Unfortunately, it flows entirely too long. Clocking in at just less than two hours, it seems the editors were lax in cutting totally superfluous scenes down to size. To make matters worse, some of the longer scenes are blatant sex comedy in a film tagged with a PG-13 sticker. It was difficult not to feel bad for the guy who’d brought his young daughter to see a wholesome comedy while strippers paraded around the screen for 10 minutes leading up to ejaculation jokes. There’s nothing to warrant an R rating on “The Internship,” but it really goes out of its way to shatter its status as a family movie.

 

The audience received the movie well enough. There were a few laughs to be had and “The Internship” managed to be entertaining without becoming too ridiculous. However, it’s not breaking any new ground. Most of the movie seems like a giant advertisement for Google, and the corporate monolith is portrayed in a sickeningly lovable way. We’re also asked to suspend our belief that anyone over the age of 35 is capable of using the Internet, but the heart-warming messages are still there: generations can learn from one another, perseverance overcomes adversity, being kind gets you ahead and all that mushy stuff we love to believe is true.

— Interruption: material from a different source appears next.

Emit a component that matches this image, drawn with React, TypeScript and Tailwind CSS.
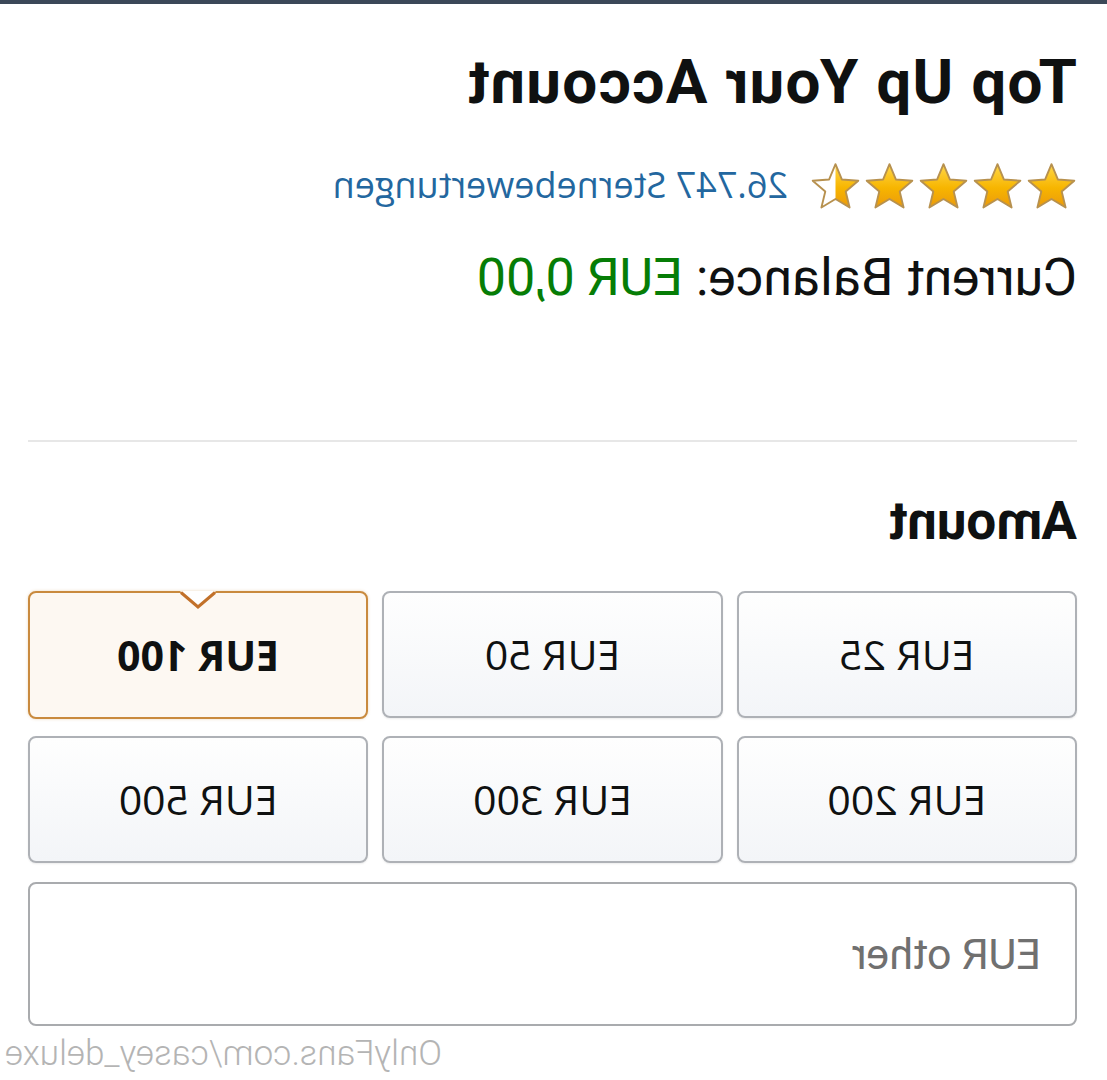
import { useId } from "react"

const amounts = [
  { label: "EUR 25", selected: false },
  { label: "EUR 50", selected: false },
  { label: "EUR 100", selected: true },
  { label: "EUR 200", selected: false },
  { label: "EUR 300", selected: false },
  { label: "EUR 500", selected: false },
]

const STAR =
  "M12 1.5 L15.05 8.85 L22.94 9.45 L16.9 14.6 L18.76 22.3 L12 18.2 L5.24 22.3 L7.1 14.6 L1.06 9.45 L8.95 8.85 Z"

function Star({ half = false }: { half?: boolean }) {
  const id = useId().replace(/:/g, "")
  return (
    <svg width="51" height="49" viewBox="0 0 24 23.5">
      <defs>
        <linearGradient id={`g${id}`} x1="0" y1="0" x2="0" y2="1">
          <stop offset="0" stopColor="#ffd84a" />
          <stop offset="0.55" stopColor="#f7b500" />
          <stop offset="1" stopColor="#eb9a0c" />
        </linearGradient>
        <clipPath id={`c${id}`}>
          <rect x="0" y="0" width="12" height="24" />
        </clipPath>
      </defs>
      <path d={STAR} fill={half ? "#ffffff" : `url(#g${id})`} />
      {half && <path d={STAR} fill={`url(#g${id})`} clipPath={`url(#c${id})`} />}
      <path d={STAR} fill="none" stroke="#b7914f" strokeWidth="0.9" strokeLinejoin="round" />
    </svg>
  )
}

export default function App() {
  return (
    <div className="w-[1107px] h-[1080px] overflow-hidden bg-white -scale-x-100 relative">
      <div className="h-[4px] bg-[#3b4858]" />
      <div className="pl-[30px] pr-[28px] flex flex-col">
        {/* Heading */}
        <h1 className="mt-[47px] text-[62px] leading-none font-bold text-[#0f1111] font-['Roboto',sans-serif] tracking-[1.3px]">
          Top Up Your Account
        </h1>

        {/* Rating */}
        <div className="mt-[48px] h-[48px] flex items-center">
          <div className="flex gap-[3px]">
            <Star />
            <Star />
            <Star />
            <Star />
            <Star half />
          </div>
          <span className="ml-[22px] text-[36px] leading-none text-[#23679f] font-['Open_Sans',sans-serif]">
            26.747 Sternebewertungen
          </span>
        </div>

        {/* Balance */}
        <div className="mt-[43px] text-[52px] leading-none text-[#0f1111] font-['Roboto',sans-serif]">
          Current Balance: <span className="text-[#067d06]">EUR 0,00</span>
        </div>

        <div className="mt-[136px] h-[2px] bg-[#e7e7e7]" />

        {/* Amount */}
        <h2 className="mt-[53px] text-[53px] leading-none font-bold text-[#0f1111] font-['Roboto',sans-serif]">
          Amount
        </h2>

        <div className="mt-[43px] grid grid-cols-3 gap-x-[14px] gap-y-[17px]">
          {amounts.map((a) => (
            <div
              key={a.label}
              className={
                a.selected
                  ? "relative h-[128px] rounded-[8px] border-2 border-[#c98a3e] bg-[#fdf8f2] flex items-center justify-center shadow-[0_0_3px_rgba(200,140,60,0.35)]"
                  : "relative h-[127px] rounded-[8px] border-2 border-[#aeb1b6] bg-linear-to-b from-[#fefefe] to-[#f3f5f8] flex items-center justify-center shadow-[0_1px_2px_rgba(0,0,0,0.08)]"
              }
            >
              {a.selected && (
                <svg
                  className="absolute top-[-2px] left-1/2 -translate-x-1/2"
                  width="36"
                  height="20"
                  viewBox="0 0 36 20"
                >
                  <polygon points="0,0 36,0 18,16" fill="#ffffff" />
                  <polyline
                    points="1,1.5 18,16 35,1.5"
                    fill="none"
                    stroke="#c2712a"
                    strokeWidth="3"
                    strokeLinejoin="miter"
                  />
                </svg>
              )}
              <span
                className={
                  a.selected
                    ? "text-[41px] leading-none font-bold text-[#0f1111] font-['Open_Sans',sans-serif]"
                    : "text-[41px] leading-none text-[#0f1111] font-['Open_Sans',sans-serif]"
                }
              >
                {a.label}
              </span>
            </div>
          ))}
        </div>

        {/* Other amount */}
        <div className="mt-[19px] h-[144px] rounded-[8px] border-2 border-[#a9abae] bg-white flex items-center pl-[34px]">
          <span className="text-[43px] leading-none text-[#707070] font-['Roboto',sans-serif]">
            EUR other
          </span>
        </div>
      </div>

      {/* Watermark */}
      <div className="absolute right-[5px] top-[1036px] text-[35px] leading-none font-light text-[#b4b4b4] font-['Roboto',sans-serif]">
        OnlyFans.com/casey_deluxe
      </div>
    </div>
  )
}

It’s impossible not to compare “The Internship” to “Wedding Crashers.” In short, “The Internship” falls short on every level. Perhaps the PG-13 rating held it back, but the laughs-per-minute just weren’t there. The comedy is rote, the movie is full of predictable clichés and “The Internship” didn’t have the memorable zings that “Wedding Crashers” had in its arsenal. In fact, by the time you get to the parking lot there probably won’t be much from “The Internship” that you actually remember. It’s another very forgettable film made by and for a couple of stars trying to recapture a past success while not seeming to replicate it outright.

The “Crashers” duo perform exactly as we expect them to perform, so there should be very few surprises from “The Internship.” If you like Vaughn and Wilson in their other movies, you’ll like them in “The Internship.” However, if you can wait to catch this movie at home, you should.

“The Internship” clocks in at a very average 5.2/10.